- Known for: Research in the fields of Power Quality, Root-Cause Analysis and Wind Power Systems Integration Authoring textbooks on Power Quality
- Scientific career
- Fields: Electrical Engineering

= Surya Santoso =

Texas-based electrical engineer and professor

Surya Santoso is an associate professor of Electrical Engineering at the Cockrell School of Engineering at the University of Texas at Austin and directs the Laboratory for Advanced Studies in Electric Power & Integration of Renewable Energy Systems (L-ASPIRES).
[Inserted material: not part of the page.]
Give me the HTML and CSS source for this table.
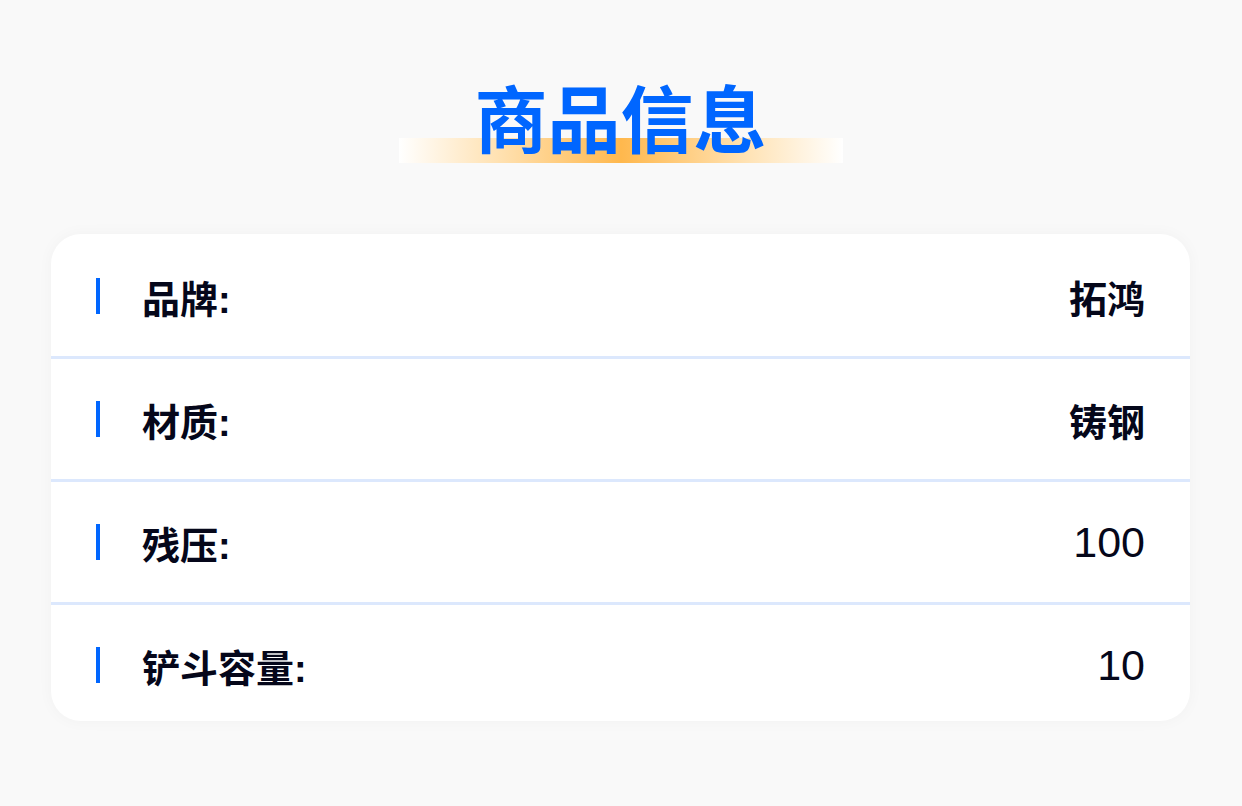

A senior member of Institute of Electrical and Electronics Engineers (IEEE), he is actively involved in the IEEE Power and Energy Society and has hosted the IEEE Plain Talk on Power Quality in IEEE Power and Energy General Meeting since 2010.

He is known for his pioneering work in root-cause analysis of electric power quality disturbances and for his work in time-domain modeling and simulation of electromagnetic transients and in wind power system integration studies.

==Biography==
Dr. Santoso received his B.S. degree from Satya Wacana Christian University (1992) and his M.S. (1994) and Ph.D. (1996) degrees from the University of Texas at Austin, all in Electrical Engineering. After receiving his Ph.D. he became a postdoctoral fellow under the auspices of Electric Power Research Institute (EPRI).

===Early career===
From 1997 to 2003, Dr. Santoso was a senior power systems and consulting engineer with Electrotek Concepts. He was the lead developer for a number of intelligent systems algorithms used in power systems with applications in power quality and protection. These algorithms were commercialized as AnswerModule and are embedded in the advanced power quality monitoring platform, Dranetz's Encore (formerly known as Signature Systems). These algorithms are also deployed in PQView - a multi-component software system developed by Electrotek Concepts and EPRI for building and analyzing databases of power, power quality, and energy measurements. In addition, he carried out a wide variety of power systems studies in generation, transmission, and distribution systems. Examples of these studies include but not limited to wind power integration and interconnection studies, wind turbine and plant modeling, subsynchronous resonance, harmonics, capacitor energizing, ferroresonance, transient recovery voltage of circuit breakers, lightning protection, and series capacitor bank protection.

===Academia===
Dr. Santoso joined the faculty at the Cockrell School of Engineering at the University of Texas at Austin in 2003. He teaches courses in the broad area of electric power systems, particularly in power quality, modeling and simulation of electrical transients and wind power systems. Since becoming professor, he has graduated seven doctoral and twenty-four master's students.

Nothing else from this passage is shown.